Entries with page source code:
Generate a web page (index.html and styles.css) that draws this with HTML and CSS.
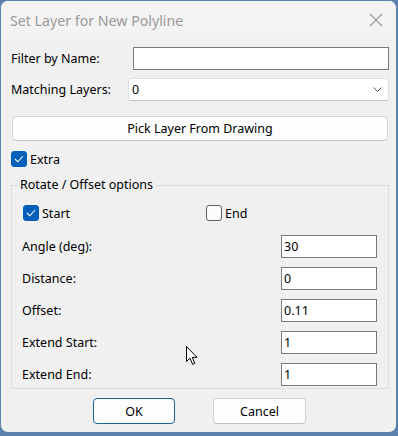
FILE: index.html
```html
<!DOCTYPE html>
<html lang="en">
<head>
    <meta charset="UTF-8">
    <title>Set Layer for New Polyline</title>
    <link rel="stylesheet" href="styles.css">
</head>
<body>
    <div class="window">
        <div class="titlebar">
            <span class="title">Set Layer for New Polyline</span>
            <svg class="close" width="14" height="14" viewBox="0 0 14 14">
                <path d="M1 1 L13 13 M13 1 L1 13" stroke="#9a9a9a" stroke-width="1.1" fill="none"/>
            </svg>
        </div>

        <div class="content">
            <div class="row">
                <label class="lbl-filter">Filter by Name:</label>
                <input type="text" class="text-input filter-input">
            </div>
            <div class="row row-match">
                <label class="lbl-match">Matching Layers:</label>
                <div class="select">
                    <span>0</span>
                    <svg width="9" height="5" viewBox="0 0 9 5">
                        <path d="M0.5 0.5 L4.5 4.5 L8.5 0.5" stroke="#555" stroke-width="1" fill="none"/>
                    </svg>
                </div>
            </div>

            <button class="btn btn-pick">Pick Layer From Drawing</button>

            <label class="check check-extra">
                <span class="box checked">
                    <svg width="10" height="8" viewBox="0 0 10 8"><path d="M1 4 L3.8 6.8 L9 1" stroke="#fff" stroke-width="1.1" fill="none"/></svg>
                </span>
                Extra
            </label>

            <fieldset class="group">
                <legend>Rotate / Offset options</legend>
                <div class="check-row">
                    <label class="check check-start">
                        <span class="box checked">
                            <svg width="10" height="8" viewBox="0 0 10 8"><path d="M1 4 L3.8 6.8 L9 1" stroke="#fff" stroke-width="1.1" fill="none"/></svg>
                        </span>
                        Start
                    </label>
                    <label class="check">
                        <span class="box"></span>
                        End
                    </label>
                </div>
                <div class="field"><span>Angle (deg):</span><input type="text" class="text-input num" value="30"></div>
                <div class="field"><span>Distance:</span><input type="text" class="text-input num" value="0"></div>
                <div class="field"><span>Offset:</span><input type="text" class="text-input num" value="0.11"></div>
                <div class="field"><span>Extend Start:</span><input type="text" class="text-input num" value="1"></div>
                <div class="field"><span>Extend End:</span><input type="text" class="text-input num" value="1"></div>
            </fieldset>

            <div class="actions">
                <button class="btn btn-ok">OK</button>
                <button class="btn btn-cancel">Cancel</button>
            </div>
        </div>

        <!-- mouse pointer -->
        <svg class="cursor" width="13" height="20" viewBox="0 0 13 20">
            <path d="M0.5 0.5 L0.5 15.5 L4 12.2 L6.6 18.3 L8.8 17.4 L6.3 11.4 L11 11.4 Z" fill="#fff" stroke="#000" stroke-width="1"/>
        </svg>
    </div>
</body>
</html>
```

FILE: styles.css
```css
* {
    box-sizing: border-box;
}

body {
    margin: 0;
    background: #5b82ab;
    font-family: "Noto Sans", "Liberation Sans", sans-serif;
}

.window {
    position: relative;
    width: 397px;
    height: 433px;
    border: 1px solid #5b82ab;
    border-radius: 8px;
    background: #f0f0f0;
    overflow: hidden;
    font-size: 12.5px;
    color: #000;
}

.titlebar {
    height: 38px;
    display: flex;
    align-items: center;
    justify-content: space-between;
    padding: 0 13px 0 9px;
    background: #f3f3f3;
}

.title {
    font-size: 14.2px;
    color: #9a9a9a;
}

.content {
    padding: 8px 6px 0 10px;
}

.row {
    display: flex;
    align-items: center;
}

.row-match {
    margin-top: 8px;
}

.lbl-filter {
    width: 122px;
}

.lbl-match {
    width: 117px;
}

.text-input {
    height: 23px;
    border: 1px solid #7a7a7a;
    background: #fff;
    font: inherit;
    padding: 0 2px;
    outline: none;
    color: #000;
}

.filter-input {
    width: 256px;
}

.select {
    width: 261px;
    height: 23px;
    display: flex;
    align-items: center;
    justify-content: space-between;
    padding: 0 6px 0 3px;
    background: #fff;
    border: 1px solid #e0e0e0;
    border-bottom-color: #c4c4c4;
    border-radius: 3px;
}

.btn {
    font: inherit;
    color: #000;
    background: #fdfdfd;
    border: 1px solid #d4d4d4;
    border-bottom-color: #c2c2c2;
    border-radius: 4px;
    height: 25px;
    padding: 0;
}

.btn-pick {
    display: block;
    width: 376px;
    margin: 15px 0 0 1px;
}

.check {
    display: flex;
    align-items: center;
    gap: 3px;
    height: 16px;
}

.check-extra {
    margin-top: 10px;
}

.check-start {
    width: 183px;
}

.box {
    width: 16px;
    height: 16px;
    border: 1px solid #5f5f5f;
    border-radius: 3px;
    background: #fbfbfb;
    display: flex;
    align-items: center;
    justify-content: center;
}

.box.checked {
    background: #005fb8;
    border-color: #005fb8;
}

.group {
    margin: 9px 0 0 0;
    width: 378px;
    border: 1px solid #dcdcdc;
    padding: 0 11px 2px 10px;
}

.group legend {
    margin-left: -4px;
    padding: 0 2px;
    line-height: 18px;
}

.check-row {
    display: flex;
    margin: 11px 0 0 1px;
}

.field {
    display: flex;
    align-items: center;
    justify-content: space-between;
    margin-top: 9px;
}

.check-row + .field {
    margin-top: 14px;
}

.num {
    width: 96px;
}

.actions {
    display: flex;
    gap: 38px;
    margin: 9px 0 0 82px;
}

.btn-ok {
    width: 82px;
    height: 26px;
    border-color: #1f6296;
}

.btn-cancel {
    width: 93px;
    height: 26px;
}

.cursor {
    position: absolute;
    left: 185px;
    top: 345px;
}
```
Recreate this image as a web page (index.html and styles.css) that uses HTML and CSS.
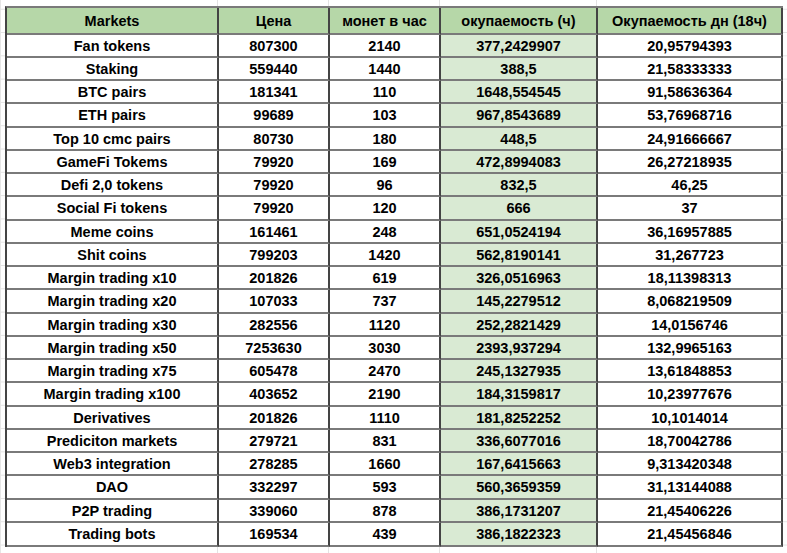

• What you have to do: Each record above is to be restated exactly, with its pictures removed from the copy.

• Worked answer:
Generate a web page (index.html and styles.css) that draws this with HTML and CSS.
FILE: index.html
```html
<!DOCTYPE html>
<html lang="en">
<head>
    <meta charset="UTF-8">
    <title>Set Layer for New Polyline</title>
    <link rel="stylesheet" href="styles.css">
</head>
<body>
    <div class="window">
        <div class="titlebar">
            <span class="title">Set Layer for New Polyline</span>
            <svg class="close" width="14" height="14" viewBox="0 0 14 14">
                <path d="M1 1 L13 13 M13 1 L1 13" stroke="#9a9a9a" stroke-width="1.1" fill="none"/>
            </svg>
        </div>

        <div class="content">
            <div class="row">
                <label class="lbl-filter">Filter by Name:</label>
                <input type="text" class="text-input filter-input">
            </div>
            <div class="row row-match">
                <label class="lbl-match">Matching Layers:</label>
                <div class="select">
                    <span>0</span>
                    <svg width="9" height="5" viewBox="0 0 9 5">
                        <path d="M0.5 0.5 L4.5 4.5 L8.5 0.5" stroke="#555" stroke-width="1" fill="none"/>
                    </svg>
                </div>
            </div>

            <button class="btn btn-pick">Pick Layer From Drawing</button>

            <label class="check check-extra">
                <span class="box checked">
                    <svg width="10" height="8" viewBox="0 0 10 8"><path d="M1 4 L3.8 6.8 L9 1" stroke="#fff" stroke-width="1.1" fill="none"/></svg>
                </span>
                Extra
            </label>

            <fieldset class="group">
                <legend>Rotate / Offset options</legend>
                <div class="check-row">
                    <label class="check check-start">
                        <span class="box checked">
                            <svg width="10" height="8" viewBox="0 0 10 8"><path d="M1 4 L3.8 6.8 L9 1" stroke="#fff" stroke-width="1.1" fill="none"/></svg>
                        </span>
                        Start
                    </label>
                    <label class="check">
                        <span class="box"></span>
                        End
                    </label>
                </div>
                <div class="field"><span>Angle (deg):</span><input type="text" class="text-input num" value="30"></div>
                <div class="field"><span>Distance:</span><input type="text" class="text-input num" value="0"></div>
                <div class="field"><span>Offset:</span><input type="text" class="text-input num" value="0.11"></div>
                <div class="field"><span>Extend Start:</span><input type="text" class="text-input num" value="1"></div>
                <div class="field"><span>Extend End:</span><input type="text" class="text-input num" value="1"></div>
            </fieldset>

            <div class="actions">
                <button class="btn btn-ok">OK</button>
                <button class="btn btn-cancel">Cancel</button>
            </div>
        </div>

        <!-- mouse pointer -->
        <svg class="cursor" width="13" height="20" viewBox="0 0 13 20">
            <path d="M0.5 0.5 L0.5 15.5 L4 12.2 L6.6 18.3 L8.8 17.4 L6.3 11.4 L11 11.4 Z" fill="#fff" stroke="#000" stroke-width="1"/>
        </svg>
    </div>
</body>
</html>
```

FILE: styles.css
```css
* {
    box-sizing: border-box;
}

body {
    margin: 0;
    background: #5b82ab;
    font-family: "Noto Sans", "Liberation Sans", sans-serif;
}

.window {
    position: relative;
    width: 397px;
    height: 433px;
    border: 1px solid #5b82ab;
    border-radius: 8px;
    background: #f0f0f0;
    overflow: hidden;
    font-size: 12.5px;
    color: #000;
}

.titlebar {
    height: 38px;
    display: flex;
    align-items: center;
    justify-content: space-between;
    padding: 0 13px 0 9px;
    background: #f3f3f3;
}

.title {
    font-size: 14.2px;
    color: #9a9a9a;
}

.content {
    padding: 8px 6px 0 10px;
}

.row {
    display: flex;
    align-items: center;
}

.row-match {
    margin-top: 8px;
}

.lbl-filter {
    width: 122px;
}

.lbl-match {
    width: 117px;
}

.text-input {
    height: 23px;
    border: 1px solid #7a7a7a;
    background: #fff;
    font: inherit;
    padding: 0 2px;
    outline: none;
    color: #000;
}

.filter-input {
    width: 256px;
}

.select {
    width: 261px;
    height: 23px;
    display: flex;
    align-items: center;
    justify-content: space-between;
    padding: 0 6px 0 3px;
    background: #fff;
    border: 1px solid #e0e0e0;
    border-bottom-color: #c4c4c4;
    border-radius: 3px;
}

.btn {
    font: inherit;
    color: #000;
    background: #fdfdfd;
    border: 1px solid #d4d4d4;
    border-bottom-color: #c2c2c2;
    border-radius: 4px;
    height: 25px;
    padding: 0;
}

.btn-pick {
    display: block;
    width: 376px;
    margin: 15px 0 0 1px;
}

.check {
    display: flex;
    align-items: center;
    gap: 3px;
    height: 16px;
}

.check-extra {
    margin-top: 10px;
}

.check-start {
    width: 183px;
}

.box {
    width: 16px;
    height: 16px;
    border: 1px solid #5f5f5f;
    border-radius: 3px;
    background: #fbfbfb;
    display: flex;
    align-items: center;
    justify-content: center;
}

.box.checked {
    background: #005fb8;
    border-color: #005fb8;
}

.group {
    margin: 9px 0 0 0;
    width: 378px;
    border: 1px solid #dcdcdc;
    padding: 0 11px 2px 10px;
}

.group legend {
    margin-left: -4px;
    padding: 0 2px;
    line-height: 18px;
}

.check-row {
    display: flex;
    margin: 11px 0 0 1px;
}

.field {
    display: flex;
    align-items: center;
    justify-content: space-between;
    margin-top: 9px;
}

.check-row + .field {
    margin-top: 14px;
}

.num {
    width: 96px;
}

.actions {
    display: flex;
    gap: 38px;
    margin: 9px 0 0 82px;
}

.btn-ok {
    width: 82px;
    height: 26px;
    border-color: #1f6296;
}

.btn-cancel {
    width: 93px;
    height: 26px;
}

.cursor {
    position: absolute;
    left: 185px;
    top: 345px;
}
```
Recreate this image as a web page (index.html and styles.css) that uses HTML and CSS.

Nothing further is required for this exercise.